■ **Directive**
Copy each line of the records that contains the word "TypeScript".
_ _ _ _ _
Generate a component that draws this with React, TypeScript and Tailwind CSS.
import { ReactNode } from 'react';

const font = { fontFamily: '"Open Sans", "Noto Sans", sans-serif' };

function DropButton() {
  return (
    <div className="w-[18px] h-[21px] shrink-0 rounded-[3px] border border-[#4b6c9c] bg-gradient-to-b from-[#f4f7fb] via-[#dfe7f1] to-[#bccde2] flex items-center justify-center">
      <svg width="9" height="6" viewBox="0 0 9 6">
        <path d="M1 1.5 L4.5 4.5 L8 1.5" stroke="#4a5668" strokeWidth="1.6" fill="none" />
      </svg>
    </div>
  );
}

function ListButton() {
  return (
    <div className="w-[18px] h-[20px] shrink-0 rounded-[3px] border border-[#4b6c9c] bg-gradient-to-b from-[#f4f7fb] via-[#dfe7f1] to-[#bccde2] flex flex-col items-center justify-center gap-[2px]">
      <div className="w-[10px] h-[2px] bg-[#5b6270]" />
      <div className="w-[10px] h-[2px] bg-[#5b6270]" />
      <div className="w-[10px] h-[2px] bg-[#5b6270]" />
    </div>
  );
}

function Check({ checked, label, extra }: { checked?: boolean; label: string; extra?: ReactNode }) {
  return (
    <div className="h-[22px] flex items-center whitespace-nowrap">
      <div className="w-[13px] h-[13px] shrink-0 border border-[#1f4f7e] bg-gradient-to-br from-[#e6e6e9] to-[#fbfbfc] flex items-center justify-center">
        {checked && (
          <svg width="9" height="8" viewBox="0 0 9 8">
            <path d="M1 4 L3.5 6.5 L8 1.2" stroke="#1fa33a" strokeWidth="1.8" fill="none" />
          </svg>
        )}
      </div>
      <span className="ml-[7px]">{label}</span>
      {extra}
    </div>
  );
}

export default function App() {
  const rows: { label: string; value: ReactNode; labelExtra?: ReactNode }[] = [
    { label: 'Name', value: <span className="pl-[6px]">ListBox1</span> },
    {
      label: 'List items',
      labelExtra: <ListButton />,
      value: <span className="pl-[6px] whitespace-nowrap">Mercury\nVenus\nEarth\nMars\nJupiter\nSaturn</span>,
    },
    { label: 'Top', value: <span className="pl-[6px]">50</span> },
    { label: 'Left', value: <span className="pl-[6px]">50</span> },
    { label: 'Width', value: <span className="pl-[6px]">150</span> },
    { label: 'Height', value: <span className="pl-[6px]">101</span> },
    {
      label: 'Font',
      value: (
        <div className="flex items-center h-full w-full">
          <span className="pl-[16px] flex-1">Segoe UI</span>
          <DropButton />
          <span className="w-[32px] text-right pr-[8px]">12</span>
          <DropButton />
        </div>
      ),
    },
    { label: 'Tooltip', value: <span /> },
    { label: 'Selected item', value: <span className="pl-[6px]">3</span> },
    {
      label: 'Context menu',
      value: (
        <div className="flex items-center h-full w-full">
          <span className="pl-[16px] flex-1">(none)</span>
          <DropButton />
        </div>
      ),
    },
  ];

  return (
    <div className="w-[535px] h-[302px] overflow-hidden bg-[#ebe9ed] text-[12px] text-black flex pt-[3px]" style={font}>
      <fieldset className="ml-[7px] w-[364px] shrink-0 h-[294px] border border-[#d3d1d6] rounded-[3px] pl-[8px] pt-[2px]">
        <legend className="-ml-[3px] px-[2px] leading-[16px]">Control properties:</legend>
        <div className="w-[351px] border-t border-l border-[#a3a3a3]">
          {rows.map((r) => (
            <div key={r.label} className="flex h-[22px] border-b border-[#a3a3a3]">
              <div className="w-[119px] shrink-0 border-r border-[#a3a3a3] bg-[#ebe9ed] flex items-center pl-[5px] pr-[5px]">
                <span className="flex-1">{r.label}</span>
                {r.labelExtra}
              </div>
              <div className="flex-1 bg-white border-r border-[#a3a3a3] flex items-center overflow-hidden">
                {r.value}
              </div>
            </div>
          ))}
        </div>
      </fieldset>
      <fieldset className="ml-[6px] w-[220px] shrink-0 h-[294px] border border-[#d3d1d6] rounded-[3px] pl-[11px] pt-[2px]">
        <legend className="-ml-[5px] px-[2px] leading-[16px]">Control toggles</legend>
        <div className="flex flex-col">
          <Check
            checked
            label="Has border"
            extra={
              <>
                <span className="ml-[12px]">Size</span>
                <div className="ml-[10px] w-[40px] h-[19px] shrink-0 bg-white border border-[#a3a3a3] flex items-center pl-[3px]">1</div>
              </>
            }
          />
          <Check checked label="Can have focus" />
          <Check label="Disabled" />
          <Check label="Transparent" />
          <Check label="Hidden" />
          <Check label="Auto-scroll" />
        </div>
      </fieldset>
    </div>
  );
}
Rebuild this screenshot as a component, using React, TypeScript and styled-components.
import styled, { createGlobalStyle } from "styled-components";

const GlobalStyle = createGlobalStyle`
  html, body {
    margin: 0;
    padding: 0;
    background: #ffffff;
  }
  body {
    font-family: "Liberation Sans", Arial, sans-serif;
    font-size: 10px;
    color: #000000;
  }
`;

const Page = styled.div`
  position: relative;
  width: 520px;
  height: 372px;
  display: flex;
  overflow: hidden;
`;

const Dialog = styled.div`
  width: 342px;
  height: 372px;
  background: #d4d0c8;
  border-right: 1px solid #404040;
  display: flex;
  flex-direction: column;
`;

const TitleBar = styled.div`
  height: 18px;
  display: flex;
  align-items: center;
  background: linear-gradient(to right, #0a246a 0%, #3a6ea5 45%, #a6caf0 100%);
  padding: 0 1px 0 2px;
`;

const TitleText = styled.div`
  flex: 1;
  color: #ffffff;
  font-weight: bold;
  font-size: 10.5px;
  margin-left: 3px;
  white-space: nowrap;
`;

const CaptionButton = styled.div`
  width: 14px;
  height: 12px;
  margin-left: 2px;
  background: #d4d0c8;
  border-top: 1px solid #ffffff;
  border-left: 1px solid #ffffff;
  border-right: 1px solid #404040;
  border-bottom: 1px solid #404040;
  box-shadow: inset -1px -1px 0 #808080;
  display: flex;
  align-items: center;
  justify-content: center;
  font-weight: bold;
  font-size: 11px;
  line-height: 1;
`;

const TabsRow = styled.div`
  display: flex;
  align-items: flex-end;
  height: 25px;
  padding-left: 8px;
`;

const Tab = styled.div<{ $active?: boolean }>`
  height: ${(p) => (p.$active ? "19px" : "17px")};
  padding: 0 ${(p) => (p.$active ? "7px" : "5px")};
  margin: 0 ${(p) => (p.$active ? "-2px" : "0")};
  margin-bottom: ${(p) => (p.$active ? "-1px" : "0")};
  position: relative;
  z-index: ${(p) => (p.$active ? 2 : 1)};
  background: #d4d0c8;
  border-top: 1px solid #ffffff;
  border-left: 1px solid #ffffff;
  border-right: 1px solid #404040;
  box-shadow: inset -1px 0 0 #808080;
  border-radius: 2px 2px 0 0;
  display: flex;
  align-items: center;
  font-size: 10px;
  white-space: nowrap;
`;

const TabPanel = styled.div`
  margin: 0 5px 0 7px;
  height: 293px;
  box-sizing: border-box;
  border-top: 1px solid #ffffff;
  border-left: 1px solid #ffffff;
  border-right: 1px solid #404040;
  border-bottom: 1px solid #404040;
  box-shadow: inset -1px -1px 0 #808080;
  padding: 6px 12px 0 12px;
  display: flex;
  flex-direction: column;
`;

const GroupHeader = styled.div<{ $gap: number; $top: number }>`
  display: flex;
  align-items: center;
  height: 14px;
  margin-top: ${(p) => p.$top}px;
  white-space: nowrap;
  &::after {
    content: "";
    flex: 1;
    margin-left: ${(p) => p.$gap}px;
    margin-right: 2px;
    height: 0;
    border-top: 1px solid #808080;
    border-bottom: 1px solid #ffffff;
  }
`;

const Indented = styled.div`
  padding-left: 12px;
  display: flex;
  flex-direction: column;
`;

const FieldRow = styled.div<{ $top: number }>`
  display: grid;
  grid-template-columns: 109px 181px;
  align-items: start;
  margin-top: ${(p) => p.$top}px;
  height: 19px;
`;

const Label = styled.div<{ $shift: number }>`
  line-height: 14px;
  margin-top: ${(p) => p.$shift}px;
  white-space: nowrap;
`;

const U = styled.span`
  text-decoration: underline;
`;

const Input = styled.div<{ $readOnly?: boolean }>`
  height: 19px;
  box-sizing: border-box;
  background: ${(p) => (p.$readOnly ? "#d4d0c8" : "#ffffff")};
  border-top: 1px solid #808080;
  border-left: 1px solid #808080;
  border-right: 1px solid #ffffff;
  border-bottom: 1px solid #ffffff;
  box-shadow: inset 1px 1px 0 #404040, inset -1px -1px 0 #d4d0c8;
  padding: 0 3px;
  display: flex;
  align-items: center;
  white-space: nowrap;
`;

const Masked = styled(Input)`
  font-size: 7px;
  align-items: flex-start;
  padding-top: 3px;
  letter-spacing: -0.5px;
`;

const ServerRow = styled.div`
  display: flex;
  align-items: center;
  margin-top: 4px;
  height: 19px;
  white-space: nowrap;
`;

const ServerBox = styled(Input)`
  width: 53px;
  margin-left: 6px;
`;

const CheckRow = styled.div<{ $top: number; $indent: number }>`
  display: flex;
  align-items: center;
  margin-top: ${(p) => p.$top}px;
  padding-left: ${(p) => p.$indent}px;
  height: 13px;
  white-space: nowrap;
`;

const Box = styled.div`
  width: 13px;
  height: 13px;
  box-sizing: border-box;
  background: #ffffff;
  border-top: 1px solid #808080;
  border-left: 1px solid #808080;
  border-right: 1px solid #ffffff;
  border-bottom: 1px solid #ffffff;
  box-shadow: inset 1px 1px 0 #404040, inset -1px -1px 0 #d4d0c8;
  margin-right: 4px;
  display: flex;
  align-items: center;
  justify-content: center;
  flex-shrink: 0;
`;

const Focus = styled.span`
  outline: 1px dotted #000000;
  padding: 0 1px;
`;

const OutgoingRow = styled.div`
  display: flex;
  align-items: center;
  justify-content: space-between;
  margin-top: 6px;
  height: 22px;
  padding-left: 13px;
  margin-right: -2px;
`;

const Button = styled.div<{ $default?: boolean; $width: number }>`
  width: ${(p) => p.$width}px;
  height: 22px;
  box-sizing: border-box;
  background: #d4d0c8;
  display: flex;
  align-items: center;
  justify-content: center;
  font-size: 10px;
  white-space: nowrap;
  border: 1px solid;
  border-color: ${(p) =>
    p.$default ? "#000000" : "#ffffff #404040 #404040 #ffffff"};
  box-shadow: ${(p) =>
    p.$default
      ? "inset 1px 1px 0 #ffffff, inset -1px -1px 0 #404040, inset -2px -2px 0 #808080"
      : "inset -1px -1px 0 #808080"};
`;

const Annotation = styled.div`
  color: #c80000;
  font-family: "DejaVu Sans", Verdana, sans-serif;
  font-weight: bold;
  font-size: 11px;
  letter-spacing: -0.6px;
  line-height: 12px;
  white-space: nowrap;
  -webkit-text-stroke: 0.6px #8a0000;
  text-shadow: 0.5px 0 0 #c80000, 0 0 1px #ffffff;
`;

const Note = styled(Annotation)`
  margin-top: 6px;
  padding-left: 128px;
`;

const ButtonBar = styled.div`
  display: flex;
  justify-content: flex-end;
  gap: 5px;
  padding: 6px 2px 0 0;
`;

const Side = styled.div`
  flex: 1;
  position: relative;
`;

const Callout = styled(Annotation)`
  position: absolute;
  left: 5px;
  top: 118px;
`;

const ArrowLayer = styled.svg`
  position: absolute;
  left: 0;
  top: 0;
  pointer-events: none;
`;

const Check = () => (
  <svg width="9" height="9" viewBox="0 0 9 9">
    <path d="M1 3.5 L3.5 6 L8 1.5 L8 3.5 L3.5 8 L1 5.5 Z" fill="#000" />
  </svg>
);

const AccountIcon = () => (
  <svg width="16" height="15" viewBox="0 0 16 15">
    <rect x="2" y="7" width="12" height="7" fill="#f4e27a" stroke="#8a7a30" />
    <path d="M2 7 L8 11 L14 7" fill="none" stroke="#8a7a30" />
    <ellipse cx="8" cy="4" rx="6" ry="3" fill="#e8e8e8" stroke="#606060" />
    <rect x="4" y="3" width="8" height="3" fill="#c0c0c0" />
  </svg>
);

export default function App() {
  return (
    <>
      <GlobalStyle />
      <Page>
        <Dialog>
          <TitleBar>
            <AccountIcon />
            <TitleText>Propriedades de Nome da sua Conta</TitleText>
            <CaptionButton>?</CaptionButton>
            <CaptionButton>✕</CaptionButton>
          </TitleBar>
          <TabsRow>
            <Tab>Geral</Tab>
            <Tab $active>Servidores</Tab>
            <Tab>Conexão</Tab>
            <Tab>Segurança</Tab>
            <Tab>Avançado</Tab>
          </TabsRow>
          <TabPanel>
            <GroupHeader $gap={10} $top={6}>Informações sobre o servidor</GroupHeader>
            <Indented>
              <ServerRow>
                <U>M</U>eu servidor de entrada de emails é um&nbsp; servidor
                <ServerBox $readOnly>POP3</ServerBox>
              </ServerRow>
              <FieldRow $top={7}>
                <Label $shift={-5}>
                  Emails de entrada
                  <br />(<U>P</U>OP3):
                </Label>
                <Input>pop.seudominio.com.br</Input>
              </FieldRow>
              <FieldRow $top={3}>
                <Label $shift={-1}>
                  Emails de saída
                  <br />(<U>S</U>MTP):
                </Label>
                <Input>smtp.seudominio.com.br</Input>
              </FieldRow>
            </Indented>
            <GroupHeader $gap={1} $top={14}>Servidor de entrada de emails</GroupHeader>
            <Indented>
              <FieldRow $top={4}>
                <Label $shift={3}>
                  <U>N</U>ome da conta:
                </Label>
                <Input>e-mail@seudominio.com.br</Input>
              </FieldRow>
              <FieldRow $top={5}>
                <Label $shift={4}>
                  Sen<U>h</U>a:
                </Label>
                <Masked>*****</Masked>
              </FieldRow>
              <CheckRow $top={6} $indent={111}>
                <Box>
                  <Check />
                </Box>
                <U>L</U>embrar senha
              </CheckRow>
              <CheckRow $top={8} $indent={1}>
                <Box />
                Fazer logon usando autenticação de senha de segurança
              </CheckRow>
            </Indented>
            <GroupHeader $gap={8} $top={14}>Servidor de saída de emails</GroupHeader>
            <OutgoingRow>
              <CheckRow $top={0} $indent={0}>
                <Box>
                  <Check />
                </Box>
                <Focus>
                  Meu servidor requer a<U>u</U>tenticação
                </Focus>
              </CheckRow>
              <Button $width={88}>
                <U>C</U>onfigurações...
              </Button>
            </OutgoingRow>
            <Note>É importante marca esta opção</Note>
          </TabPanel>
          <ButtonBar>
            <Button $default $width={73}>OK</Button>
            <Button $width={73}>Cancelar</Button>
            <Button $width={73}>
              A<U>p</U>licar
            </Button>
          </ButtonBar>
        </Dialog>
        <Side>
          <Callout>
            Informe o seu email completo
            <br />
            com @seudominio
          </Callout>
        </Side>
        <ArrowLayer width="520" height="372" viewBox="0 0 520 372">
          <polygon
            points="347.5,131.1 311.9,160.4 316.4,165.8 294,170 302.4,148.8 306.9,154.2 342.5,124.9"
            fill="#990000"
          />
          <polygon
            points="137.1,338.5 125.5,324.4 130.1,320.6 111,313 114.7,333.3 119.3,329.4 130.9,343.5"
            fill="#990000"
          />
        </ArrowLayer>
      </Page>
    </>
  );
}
_ _ _ _ _
■ **Finished task**
Generate a component that draws this with React, TypeScript and Tailwind CSS.
Rebuild this screenshot as a component, using React, TypeScript and styled-components.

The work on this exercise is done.